Rule 2.11 also calls for recusal if “the judge knows or learns that a party, a party’s lawyer, or the law firm of a party’s lawyer has made a direct or indirect contribution(s) to the judge’s campaign in an amount that would raise a reasonable concern about the fairness or impartiality of the judge’s consideration of a case involving the party, the party’s lawyer, or the law firm of the party’s lawyer.”
In terms of recusal relating to campaign contributions, Castille said that in the new code, no specific dollar amount is listed because the significance of the amount of a donation varies from county to county. A $10,000 campaign donation in Tioga County is different than one made in Philadelphia, he said.
The new code also provides details on the prohibition of judges serving as officers in commercial bodies.
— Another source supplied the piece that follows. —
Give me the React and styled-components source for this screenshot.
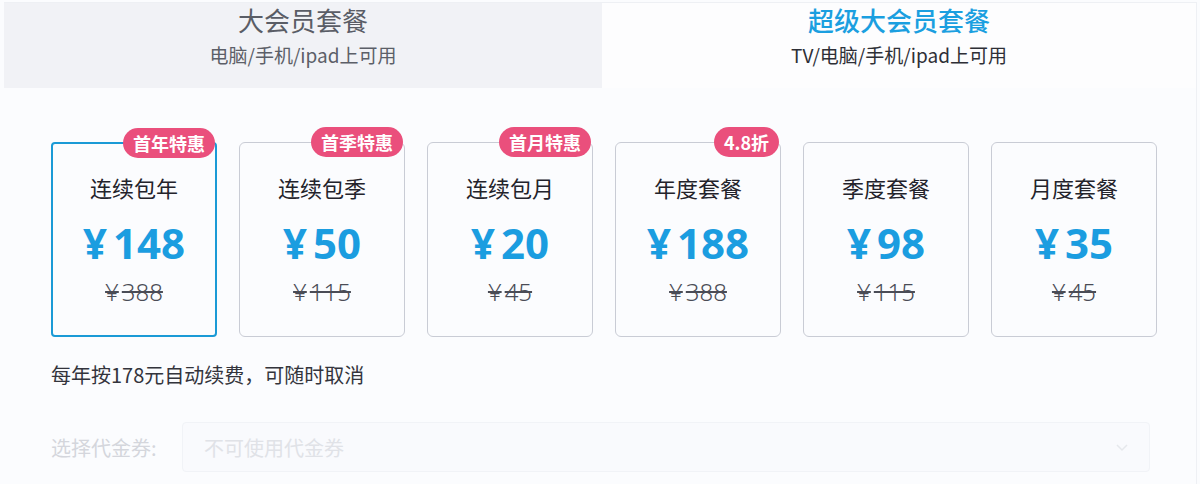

Except in instances of businesses owned by a judge’s family or an entity primarily concerned with managing the judge’s resources, Rule 3.11 of the code explains that a judge “shall not serve as an officer, director, manager, general partner, advisor, or employee of any business entity.”
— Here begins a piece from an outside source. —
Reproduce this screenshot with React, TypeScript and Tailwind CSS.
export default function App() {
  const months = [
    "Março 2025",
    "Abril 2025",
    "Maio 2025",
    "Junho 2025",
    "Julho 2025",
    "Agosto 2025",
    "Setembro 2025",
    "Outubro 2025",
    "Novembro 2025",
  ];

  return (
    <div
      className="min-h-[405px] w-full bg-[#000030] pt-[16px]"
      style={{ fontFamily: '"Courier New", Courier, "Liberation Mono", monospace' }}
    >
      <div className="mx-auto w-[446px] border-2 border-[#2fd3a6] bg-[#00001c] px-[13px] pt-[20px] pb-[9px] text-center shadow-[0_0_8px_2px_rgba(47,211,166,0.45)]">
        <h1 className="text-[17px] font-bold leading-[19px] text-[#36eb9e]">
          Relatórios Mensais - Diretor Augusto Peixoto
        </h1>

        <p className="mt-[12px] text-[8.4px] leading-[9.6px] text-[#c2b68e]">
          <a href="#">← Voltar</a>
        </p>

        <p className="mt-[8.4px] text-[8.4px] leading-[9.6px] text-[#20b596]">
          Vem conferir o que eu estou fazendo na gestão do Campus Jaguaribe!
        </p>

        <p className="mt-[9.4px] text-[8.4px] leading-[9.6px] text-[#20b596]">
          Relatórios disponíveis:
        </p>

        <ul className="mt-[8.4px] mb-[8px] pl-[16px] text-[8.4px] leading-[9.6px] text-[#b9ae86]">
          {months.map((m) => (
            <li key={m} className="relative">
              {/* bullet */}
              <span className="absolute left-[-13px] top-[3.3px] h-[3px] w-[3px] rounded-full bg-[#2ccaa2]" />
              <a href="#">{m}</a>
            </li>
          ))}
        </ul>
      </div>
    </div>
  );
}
The rule further explains that a judge should not be engaged in financial dealings that involve the judge in “frequent transactions or continuing business relationships with lawyers or other persons likely to come before the court on which the judge serves.”
William Fedullo, chancellor of the Philadelphia Bar Association, praised the new code and said that the association appreciated the work of the Supreme Court, the PBA and the Philadelphia Bar Association under his predecessor, Kathleen Wilkinson, for recognizing the need to update the previous code.
Lazarus said that while the justices did not accept all of the recommendations submitted by the PBA and her committee, she was pleased that the Supreme Court adopted the new code.
“I’m pleased we have black-letter law on what judges can and can’t do,” Lazarus said, adding that the new code “is more on the ground than the code we had before.”